[DATASET EXCERPT]
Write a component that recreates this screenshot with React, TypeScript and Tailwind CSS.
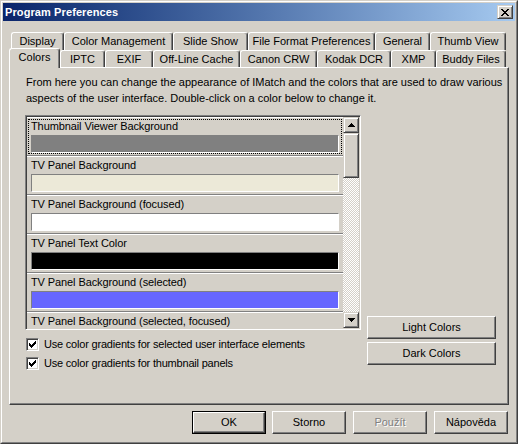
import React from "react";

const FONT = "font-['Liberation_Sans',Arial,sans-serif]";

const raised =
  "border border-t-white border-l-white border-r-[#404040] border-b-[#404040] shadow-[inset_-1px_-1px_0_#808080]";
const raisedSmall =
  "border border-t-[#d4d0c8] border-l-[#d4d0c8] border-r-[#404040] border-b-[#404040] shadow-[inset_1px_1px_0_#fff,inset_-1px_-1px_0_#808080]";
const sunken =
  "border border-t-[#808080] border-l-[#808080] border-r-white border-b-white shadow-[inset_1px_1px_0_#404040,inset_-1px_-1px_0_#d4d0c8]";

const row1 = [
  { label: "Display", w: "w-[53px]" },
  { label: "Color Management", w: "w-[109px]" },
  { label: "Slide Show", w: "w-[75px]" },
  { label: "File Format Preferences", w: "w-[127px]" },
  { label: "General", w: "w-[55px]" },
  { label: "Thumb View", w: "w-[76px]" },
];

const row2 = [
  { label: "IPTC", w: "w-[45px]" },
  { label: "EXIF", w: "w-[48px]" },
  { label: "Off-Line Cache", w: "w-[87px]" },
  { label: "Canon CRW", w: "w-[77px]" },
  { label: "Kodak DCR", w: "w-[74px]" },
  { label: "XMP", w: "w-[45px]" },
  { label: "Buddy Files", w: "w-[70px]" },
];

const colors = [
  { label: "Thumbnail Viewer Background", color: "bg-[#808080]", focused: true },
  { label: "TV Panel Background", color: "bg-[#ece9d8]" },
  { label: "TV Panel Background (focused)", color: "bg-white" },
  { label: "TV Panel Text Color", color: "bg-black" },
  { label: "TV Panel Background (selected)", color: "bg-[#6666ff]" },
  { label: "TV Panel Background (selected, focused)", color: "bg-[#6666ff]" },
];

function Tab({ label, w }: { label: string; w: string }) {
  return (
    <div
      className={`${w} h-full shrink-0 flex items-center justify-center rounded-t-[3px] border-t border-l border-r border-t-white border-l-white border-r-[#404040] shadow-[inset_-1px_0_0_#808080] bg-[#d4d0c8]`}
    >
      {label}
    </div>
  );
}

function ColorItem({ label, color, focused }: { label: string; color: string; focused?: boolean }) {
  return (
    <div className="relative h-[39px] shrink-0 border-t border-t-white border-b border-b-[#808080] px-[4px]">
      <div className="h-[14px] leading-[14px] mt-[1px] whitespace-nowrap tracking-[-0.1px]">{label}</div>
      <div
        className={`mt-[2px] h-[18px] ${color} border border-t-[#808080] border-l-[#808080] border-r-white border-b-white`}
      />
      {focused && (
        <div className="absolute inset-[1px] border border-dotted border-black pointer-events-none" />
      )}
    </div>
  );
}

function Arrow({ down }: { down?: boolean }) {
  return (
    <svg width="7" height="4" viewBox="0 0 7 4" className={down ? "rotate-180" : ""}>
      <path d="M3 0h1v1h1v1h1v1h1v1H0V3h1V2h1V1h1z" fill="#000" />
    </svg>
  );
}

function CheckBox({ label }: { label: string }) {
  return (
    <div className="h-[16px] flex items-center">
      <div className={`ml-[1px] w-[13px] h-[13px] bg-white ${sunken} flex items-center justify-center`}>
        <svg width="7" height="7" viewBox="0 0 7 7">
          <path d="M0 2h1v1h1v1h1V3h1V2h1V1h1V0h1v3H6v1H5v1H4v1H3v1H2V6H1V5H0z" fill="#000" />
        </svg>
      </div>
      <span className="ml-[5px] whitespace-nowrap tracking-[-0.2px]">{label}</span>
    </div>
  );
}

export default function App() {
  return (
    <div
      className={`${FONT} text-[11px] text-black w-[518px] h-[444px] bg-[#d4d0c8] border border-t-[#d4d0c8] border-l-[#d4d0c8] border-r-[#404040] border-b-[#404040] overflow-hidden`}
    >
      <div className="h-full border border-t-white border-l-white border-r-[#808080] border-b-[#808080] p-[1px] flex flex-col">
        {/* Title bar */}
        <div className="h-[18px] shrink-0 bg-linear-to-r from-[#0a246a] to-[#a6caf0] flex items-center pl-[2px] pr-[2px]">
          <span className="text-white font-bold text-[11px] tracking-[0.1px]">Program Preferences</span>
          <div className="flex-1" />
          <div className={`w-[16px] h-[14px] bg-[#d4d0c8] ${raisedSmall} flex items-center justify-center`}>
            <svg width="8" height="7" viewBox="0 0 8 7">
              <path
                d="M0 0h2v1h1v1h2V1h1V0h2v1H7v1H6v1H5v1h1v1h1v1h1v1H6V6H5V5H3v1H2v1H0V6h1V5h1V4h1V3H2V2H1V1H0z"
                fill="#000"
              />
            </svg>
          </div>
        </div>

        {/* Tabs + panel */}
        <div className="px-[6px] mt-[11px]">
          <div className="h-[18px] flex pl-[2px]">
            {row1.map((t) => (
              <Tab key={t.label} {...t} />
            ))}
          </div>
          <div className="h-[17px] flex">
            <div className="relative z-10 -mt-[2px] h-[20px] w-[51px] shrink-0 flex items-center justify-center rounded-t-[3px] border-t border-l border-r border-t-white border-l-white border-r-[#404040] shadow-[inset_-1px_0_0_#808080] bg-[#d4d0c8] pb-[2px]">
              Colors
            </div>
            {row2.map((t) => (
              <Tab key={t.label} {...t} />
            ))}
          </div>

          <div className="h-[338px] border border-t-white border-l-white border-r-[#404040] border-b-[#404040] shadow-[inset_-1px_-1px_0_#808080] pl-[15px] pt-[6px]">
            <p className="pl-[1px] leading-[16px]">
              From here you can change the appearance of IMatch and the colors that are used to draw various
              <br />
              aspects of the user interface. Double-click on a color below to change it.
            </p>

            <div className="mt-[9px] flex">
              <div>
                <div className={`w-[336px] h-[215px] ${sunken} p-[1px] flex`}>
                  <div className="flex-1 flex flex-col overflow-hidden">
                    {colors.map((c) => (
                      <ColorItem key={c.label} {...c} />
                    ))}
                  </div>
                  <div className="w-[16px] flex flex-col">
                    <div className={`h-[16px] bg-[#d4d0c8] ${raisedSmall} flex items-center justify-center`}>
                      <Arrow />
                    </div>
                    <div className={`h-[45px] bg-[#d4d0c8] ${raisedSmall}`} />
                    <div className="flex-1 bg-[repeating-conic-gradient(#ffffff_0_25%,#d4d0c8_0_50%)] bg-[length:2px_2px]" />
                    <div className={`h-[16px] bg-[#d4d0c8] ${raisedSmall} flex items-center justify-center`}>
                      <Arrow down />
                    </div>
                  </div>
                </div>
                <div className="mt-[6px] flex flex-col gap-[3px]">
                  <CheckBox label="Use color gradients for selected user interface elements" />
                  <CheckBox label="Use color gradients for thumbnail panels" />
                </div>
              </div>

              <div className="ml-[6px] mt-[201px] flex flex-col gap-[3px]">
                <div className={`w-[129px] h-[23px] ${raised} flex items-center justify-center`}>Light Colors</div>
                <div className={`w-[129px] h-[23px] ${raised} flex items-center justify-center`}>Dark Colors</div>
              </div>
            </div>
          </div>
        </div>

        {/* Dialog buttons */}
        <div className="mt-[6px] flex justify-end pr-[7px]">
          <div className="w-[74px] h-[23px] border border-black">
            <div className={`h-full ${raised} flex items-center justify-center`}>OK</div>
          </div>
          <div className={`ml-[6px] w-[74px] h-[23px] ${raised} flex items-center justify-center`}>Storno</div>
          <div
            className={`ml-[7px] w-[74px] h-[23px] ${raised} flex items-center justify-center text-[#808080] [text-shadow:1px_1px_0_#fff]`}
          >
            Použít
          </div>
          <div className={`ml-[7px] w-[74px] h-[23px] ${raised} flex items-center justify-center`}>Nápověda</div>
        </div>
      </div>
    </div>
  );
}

[DIRECTIVE]
Leaving out the pictures, repeat the data above exactly.

[ANSWER]
Write a component that recreates this screenshot with React, TypeScript and Tailwind CSS.
import React from "react";

const FONT = "font-['Liberation_Sans',Arial,sans-serif]";

const raised =
  "border border-t-white border-l-white border-r-[#404040] border-b-[#404040] shadow-[inset_-1px_-1px_0_#808080]";
const raisedSmall =
  "border border-t-[#d4d0c8] border-l-[#d4d0c8] border-r-[#404040] border-b-[#404040] shadow-[inset_1px_1px_0_#fff,inset_-1px_-1px_0_#808080]";
const sunken =
  "border border-t-[#808080] border-l-[#808080] border-r-white border-b-white shadow-[inset_1px_1px_0_#404040,inset_-1px_-1px_0_#d4d0c8]";

const row1 = [
  { label: "Display", w: "w-[53px]" },
  { label: "Color Management", w: "w-[109px]" },
  { label: "Slide Show", w: "w-[75px]" },
  { label: "File Format Preferences", w: "w-[127px]" },
  { label: "General", w: "w-[55px]" },
  { label: "Thumb View", w: "w-[76px]" },
];

const row2 = [
  { label: "IPTC", w: "w-[45px]" },
  { label: "EXIF", w: "w-[48px]" },
  { label: "Off-Line Cache", w: "w-[87px]" },
  { label: "Canon CRW", w: "w-[77px]" },
  { label: "Kodak DCR", w: "w-[74px]" },
  { label: "XMP", w: "w-[45px]" },
  { label: "Buddy Files", w: "w-[70px]" },
];

const colors = [
  { label: "Thumbnail Viewer Background", color: "bg-[#808080]", focused: true },
  { label: "TV Panel Background", color: "bg-[#ece9d8]" },
  { label: "TV Panel Background (focused)", color: "bg-white" },
  { label: "TV Panel Text Color", color: "bg-black" },
  { label: "TV Panel Background (selected)", color: "bg-[#6666ff]" },
  { label: "TV Panel Background (selected, focused)", color: "bg-[#6666ff]" },
];

function Tab({ label, w }: { label: string; w: string }) {
  return (
    <div
      className={`${w} h-full shrink-0 flex items-center justify-center rounded-t-[3px] border-t border-l border-r border-t-white border-l-white border-r-[#404040] shadow-[inset_-1px_0_0_#808080] bg-[#d4d0c8]`}
    >
      {label}
    </div>
  );
}

function ColorItem({ label, color, focused }: { label: string; color: string; focused?: boolean }) {
  return (
    <div className="relative h-[39px] shrink-0 border-t border-t-white border-b border-b-[#808080] px-[4px]">
      <div className="h-[14px] leading-[14px] mt-[1px] whitespace-nowrap tracking-[-0.1px]">{label}</div>
      <div
        className={`mt-[2px] h-[18px] ${color} border border-t-[#808080] border-l-[#808080] border-r-white border-b-white`}
      />
      {focused && (
        <div className="absolute inset-[1px] border border-dotted border-black pointer-events-none" />
      )}
    </div>
  );
}

function Arrow({ down }: { down?: boolean }) {
  return (
    <svg width="7" height="4" viewBox="0 0 7 4" className={down ? "rotate-180" : ""}>
      <path d="M3 0h1v1h1v1h1v1h1v1H0V3h1V2h1V1h1z" fill="#000" />
    </svg>
  );
}

function CheckBox({ label }: { label: string }) {
  return (
    <div className="h-[16px] flex items-center">
      <div className={`ml-[1px] w-[13px] h-[13px] bg-white ${sunken} flex items-center justify-center`}>
        <svg width="7" height="7" viewBox="0 0 7 7">
          <path d="M0 2h1v1h1v1h1V3h1V2h1V1h1V0h1v3H6v1H5v1H4v1H3v1H2V6H1V5H0z" fill="#000" />
        </svg>
      </div>
      <span className="ml-[5px] whitespace-nowrap tracking-[-0.2px]">{label}</span>
    </div>
  );
}

export default function App() {
  return (
    <div
      className={`${FONT} text-[11px] text-black w-[518px] h-[444px] bg-[#d4d0c8] border border-t-[#d4d0c8] border-l-[#d4d0c8] border-r-[#404040] border-b-[#404040] overflow-hidden`}
    >
      <div className="h-full border border-t-white border-l-white border-r-[#808080] border-b-[#808080] p-[1px] flex flex-col">
        {/* Title bar */}
        <div className="h-[18px] shrink-0 bg-linear-to-r from-[#0a246a] to-[#a6caf0] flex items-center pl-[2px] pr-[2px]">
          <span className="text-white font-bold text-[11px] tracking-[0.1px]">Program Preferences</span>
          <div className="flex-1" />
          <div className={`w-[16px] h-[14px] bg-[#d4d0c8] ${raisedSmall} flex items-center justify-center`}>
            <svg width="8" height="7" viewBox="0 0 8 7">
              <path
                d="M0 0h2v1h1v1h2V1h1V0h2v1H7v1H6v1H5v1h1v1h1v1h1v1H6V6H5V5H3v1H2v1H0V6h1V5h1V4h1V3H2V2H1V1H0z"
                fill="#000"
              />
            </svg>
          </div>
        </div>

        {/* Tabs + panel */}
        <div className="px-[6px] mt-[11px]">
          <div className="h-[18px] flex pl-[2px]">
            {row1.map((t) => (
              <Tab key={t.label} {...t} />
            ))}
          </div>
          <div className="h-[17px] flex">
            <div className="relative z-10 -mt-[2px] h-[20px] w-[51px] shrink-0 flex items-center justify-center rounded-t-[3px] border-t border-l border-r border-t-white border-l-white border-r-[#404040] shadow-[inset_-1px_0_0_#808080] bg-[#d4d0c8] pb-[2px]">
              Colors
            </div>
            {row2.map((t) => (
              <Tab key={t.label} {...t} />
            ))}
          </div>

          <div className="h-[338px] border border-t-white border-l-white border-r-[#404040] border-b-[#404040] shadow-[inset_-1px_-1px_0_#808080] pl-[15px] pt-[6px]">
            <p className="pl-[1px] leading-[16px]">
              From here you can change the appearance of IMatch and the colors that are used to draw various
              <br />
              aspects of the user interface. Double-click on a color below to change it.
            </p>

            <div className="mt-[9px] flex">
              <div>
                <div className={`w-[336px] h-[215px] ${sunken} p-[1px] flex`}>
                  <div className="flex-1 flex flex-col overflow-hidden">
                    {colors.map((c) => (
                      <ColorItem key={c.label} {...c} />
                    ))}
                  </div>
                  <div className="w-[16px] flex flex-col">
                    <div className={`h-[16px] bg-[#d4d0c8] ${raisedSmall} flex items-center justify-center`}>
                      <Arrow />
                    </div>
                    <div className={`h-[45px] bg-[#d4d0c8] ${raisedSmall}`} />
                    <div className="flex-1 bg-[repeating-conic-gradient(#ffffff_0_25%,#d4d0c8_0_50%)] bg-[length:2px_2px]" />
                    <div className={`h-[16px] bg-[#d4d0c8] ${raisedSmall} flex items-center justify-center`}>
                      <Arrow down />
                    </div>
                  </div>
                </div>
                <div className="mt-[6px] flex flex-col gap-[3px]">
                  <CheckBox label="Use color gradients for selected user interface elements" />
                  <CheckBox label="Use color gradients for thumbnail panels" />
                </div>
              </div>

              <div className="ml-[6px] mt-[201px] flex flex-col gap-[3px]">
                <div className={`w-[129px] h-[23px] ${raised} flex items-center justify-center`}>Light Colors</div>
                <div className={`w-[129px] h-[23px] ${raised} flex items-center justify-center`}>Dark Colors</div>
              </div>
            </div>
          </div>
        </div>

        {/* Dialog buttons */}
        <div className="mt-[6px] flex justify-end pr-[7px]">
          <div className="w-[74px] h-[23px] border border-black">
            <div className={`h-full ${raised} flex items-center justify-center`}>OK</div>
          </div>
          <div className={`ml-[6px] w-[74px] h-[23px] ${raised} flex items-center justify-center`}>Storno</div>
          <div
            className={`ml-[7px] w-[74px] h-[23px] ${raised} flex items-center justify-center text-[#808080] [text-shadow:1px_1px_0_#fff]`}
          >
            Použít
          </div>
          <div className={`ml-[7px] w-[74px] h-[23px] ${raised} flex items-center justify-center`}>Nápověda</div>
        </div>
      </div>
    </div>
  );
}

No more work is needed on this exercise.